“Dad is dead,” my brother said on the telephone. It didn’t register.
Through his sobs, he somehow repeated, “Dad is dead.” Eventually, he was able to tell me our father had died during the night. I don’t know how my dementia-suffering mother could call my older brother when she found him dead.
Within a few days, I was my mother’s full-time caregiver. My father had been caring for her since her diagnosis of Alzheimer’s disease. We had watched from afar as she slowly deteriorated.
Suddenly, the responsibility was mine. That was two years ago. I stayed at Mom’s home for four months to allow adjustment to life without her husband.
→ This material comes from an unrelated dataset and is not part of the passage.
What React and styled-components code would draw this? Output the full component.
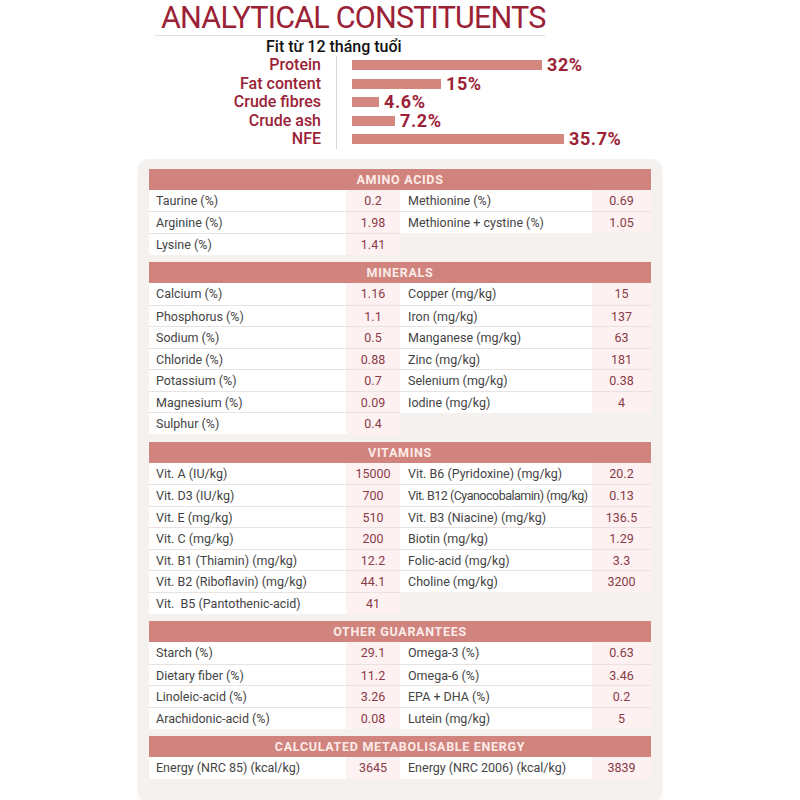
import React from 'react';
import styled, { createGlobalStyle } from 'styled-components';

const Global = createGlobalStyle`
  html, body { margin: 0; padding: 0; background: #fff; }
  body { font-family: Roboto, "Liberation Sans", sans-serif; }
`;

const Page = styled.div`
  width: 800px;
  height: 800px;
  overflow: hidden;
  background: #fff;
`;

const Top = styled.header`
  padding-top: 0;
`;

const Title = styled.h1`
  margin: 0 0 0 161px;
  font: 400 30.5px/36px Roboto, "Liberation Sans", sans-serif;
  color: #9b2236;
  letter-spacing: -0.8px;
`;

const Rule = styled.div`
  margin: -1px 0 0 155px;
  width: 390px;
  height: 1px;
  background: #e2dede;
`;

const Subtitle = styled.div`
  margin: 2px 0 0 266px;
  font: 500 16px/18px Roboto, "Liberation Sans", sans-serif;
  color: #111;
`;

const Chart = styled.div`
  display: flex;
`;

const Labels = styled.div`
  width: 321px;
  text-align: right;
`;

const Label = styled.div`
  height: 18.5px;
  font: 500 16px/18.5px Roboto, "Liberation Sans", sans-serif;
  color: #9b2236;
`;

const Divider = styled.div`
  width: 1px;
  background: #d9d4d4;
  margin: 0 15px;
`;

const Bars = styled.div`
  display: flex;
  flex-direction: column;
`;

const BarRow = styled.div`
  display: flex;
  align-items: center;
  gap: 5px;
  height: 18.5px;
`;

const Bar = styled.div`
  height: 10px;
  background: #d4877f;
  width: ${(p) => p.$w}px;
`;

const BarValue = styled.span`
  font: 700 18px/18px Roboto, "Liberation Sans", sans-serif;
  color: #9b2236;
  letter-spacing: 0.6px;
`;

const Card = styled.section`
  margin: 10px 0 0 138px;
  width: 524px;
  box-sizing: border-box;
  padding: 10px 11px 22px;
  background: #f4f1ef;
  border-radius: 10px;
  box-shadow: 0 1px 3px rgba(0, 0, 0, 0.05);
  display: flex;
  flex-direction: column;
  gap: 8px;
`;

const Section = styled.div`
  display: flex;
  flex-direction: column;
`;

const SectionHead = styled.div`
  height: 21px;
  background: #d0847d;
  color: #fcebe8;
  font: 700 12.5px/21px Roboto, "Liberation Sans", sans-serif;
  letter-spacing: 0.7px;
  text-align: center;
`;

const Body = styled.div`
  display: flex;
`;

const Col = styled.div`
  width: 251px;
  display: flex;
  flex-direction: column;
`;

const Row = styled.div`
  display: grid;
  grid-template-columns: 1fr ${(p) => p.$vw}px;
  height: 21.5px;
  box-sizing: border-box;
  & + & {
    border-top: 1px solid #e8e2e0;
  }
`;

const Name = styled.div`
  background: #fff;
  padding-left: ${(p) => p.$pl}px;
  font: 400 12.5px/21px Roboto, "Liberation Sans", sans-serif;
  color: #444;
  white-space: nowrap;
  letter-spacing: ${(p) => (p.$tight ? '-0.5px' : '0')};
`;

const Val = styled.div`
  background: #fdf2f1;
  text-align: center;
  font: 400 12.5px/21px Roboto, "Liberation Sans", sans-serif;
  color: #8a3a48;
`;

const chart = [
  ['Protein', 32, '32%'],
  ['Fat content', 15, '15%'],
  ['Crude fibres', 4.6, '4.6%'],
  ['Crude ash', 7.2, '7.2%'],
  ['NFE', 35.7, '35.7%'],
];

const sections = [
  {
    title: 'AMINO ACIDS',
    left: [
      ['Taurine (%)', '0.2'],
      ['Arginine (%)', '1.98'],
      ['Lysine (%)', '1.41'],
    ],
    right: [
      ['Methionine (%)', '0.69'],
      ['Methionine + cystine (%)', '1.05'],
    ],
  },
  {
    title: 'MINERALS',
    left: [
      ['Calcium (%)', '1.16'],
      ['Phosphorus (%)', '1.1'],
      ['Sodium (%)', '0.5'],
      ['Chloride (%)', '0.88'],
      ['Potassium (%)', '0.7'],
      ['Magnesium (%)', '0.09'],
      ['Sulphur (%)', '0.4'],
    ],
    right: [
      ['Copper (mg/kg)', '15'],
      ['Iron (mg/kg)', '137'],
      ['Manganese (mg/kg)', '63'],
      ['Zinc (mg/kg)', '181'],
      ['Selenium (mg/kg)', '0.38'],
      ['Iodine (mg/kg)', '4'],
    ],
  },
  {
    title: 'VITAMINS',
    left: [
      ['Vit. A (IU/kg)', '15000'],
      ['Vit. D3 (IU/kg)', '700'],
      ['Vit. E (mg/kg)', '510'],
      ['Vit. C (mg/kg)', '200'],
      ['Vit. B1 (Thiamin) (mg/kg)', '12.2'],
      ['Vit. B2 (Riboflavin) (mg/kg)', '44.1'],
      ['Vit.\u00a0 B5 (Pantothenic-acid)', '41'],
    ],
    right: [
      ['Vit. B6 (Pyridoxine) (mg/kg)', '20.2'],
      ['Vit. B12 (Cyanocobalamin) (mg/kg)', '0.13', true],
      ['Vit. B3 (Niacine) (mg/kg)', '136.5'],
      ['Biotin (mg/kg)', '1.29'],
      ['Folic-acid (mg/kg)', '3.3'],
      ['Choline (mg/kg)', '3200'],
    ],
  },
  {
    title: 'OTHER GUARANTEES',
    left: [
      ['Starch (%)', '29.1'],
      ['Dietary fiber (%)', '11.2'],
      ['Linoleic-acid (%)', '3.26'],
      ['Arachidonic-acid (%)', '0.08'],
    ],
    right: [
      ['Omega-3 (%)', '0.63'],
      ['Omega-6 (%)', '3.46'],
      ['EPA + DHA (%)', '0.2'],
      ['Lutein (mg/kg)', '5'],
    ],
  },
  {
    title: 'CALCULATED METABOLISABLE ENERGY',
    left: [['Energy (NRC 85) (kcal/kg)', '3645']],
    right: [['Energy (NRC 2006) (kcal/kg)', '3839']],
  },
];

function Column({ rows, vw, pl }) {
  return (
    <Col>
      {rows.map(([n, v, tight]) => (
        <Row key={n} $vw={vw}>
          <Name $pl={pl} $tight={tight}>{n}</Name>
          <Val>{v}</Val>
        </Row>
      ))}
    </Col>
  );
}

export default function App() {
  return (
    <Page>
      <Global />
      <Top>
        <Title>ANALYTICAL CONSTITUENTS</Title>
        <Rule />
        <Subtitle>Fit từ 12 tháng tuổi</Subtitle>
        <Chart>
          <Labels>
            {chart.map(([l]) => (
              <Label key={l}>{l}</Label>
            ))}
          </Labels>
          <Divider />
          <Bars>
            {chart.map(([l, n, t]) => (
              <BarRow key={l}>
                <Bar $w={Math.round(n * 5.95)} />
                <BarValue>{t}</BarValue>
              </BarRow>
            ))}
          </Bars>
        </Chart>
      </Top>
      <Card>
        {sections.map((s) => (
          <Section key={s.title}>
            <SectionHead>{s.title}</SectionHead>
            <Body>
              <Column rows={s.left} vw={54} pl={7} />
              <Column rows={s.right} vw={59} pl={8} />
            </Body>
          </Section>
        ))}
      </Card>
    </Page>
  );
}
I kept everything as routine as possible, and we followed the same schedule she had held for years.
She arose early every morning for breakfast. Then, she would bathe and dress. Though she used a walker, she would make the beds; and if it were Monday, she would dust; Tuesday laundry, and so forth. She had a routine for every day of the week. Of course, I helped, but I felt it was vital for her mental state to allow her to maintain her schedule.
Early one morning, Mom fell in the bathroom. Though not seriously injured she was afraid to walk again, so she became a wheelchair user. A few months later, I moved her to Florida to live with my wife and me. Once there, I aggressively sought medical help for her. Concerned her small-town doctor hadn’t enough knowledge on Alzheimer’s disease, I looked for more advanced professional help in a large city.
I found a physician who specialized in gerontology—not a difficult accomplishment in Florida. She was referred to a neurologist who recommended a psychologist. She was entered into an Alzheimer’s study that paid for tests such as PET scan and CAT scan. It was determined she did not have the amyloid protein of Alzheimer’s disease in her brain. She had vascular dementia. I knew the small-town doctor was wrong.
The question: What should I expect and how do we treat it?
The answer: The same medication and same prognosis the small-town doctor provided.
Once, someone once asked me why I went to all that effort. I answered, “Because she is my mother. I exhausted every possible treatment, and I’m now satisfied.”
Mom no longer rises early in the morning. Her circadian clock doesn’t tell her it’s morning— even when the sun is shining in her window. She no longer bathes herself, nor can she dress without assistance. I prepare her breakfast as she patiently waits. Now she reads the paper and watches television. Nothing else concerns her or interests her.
Recently, we found she is not swallowing correctly. It is a common symptom of the disease. Some liquid goes into her lungs when she drinks. Now, we must thicken her fluids. It’s just another step downward. Though day-to-day, she seems stable, her disease is progressing slowly. When measured by a calendar and not a clock, I can see the subtle changes.
I am not making long-term plans for my mother. Instead, I’m allowing her to enjoy one day at a time. She enjoys watching baseball on television and eating chocolate. So, why not join her?
Psalms 118:24 NASB This is the day which the Lord has made; Let us rejoice and be glad in it.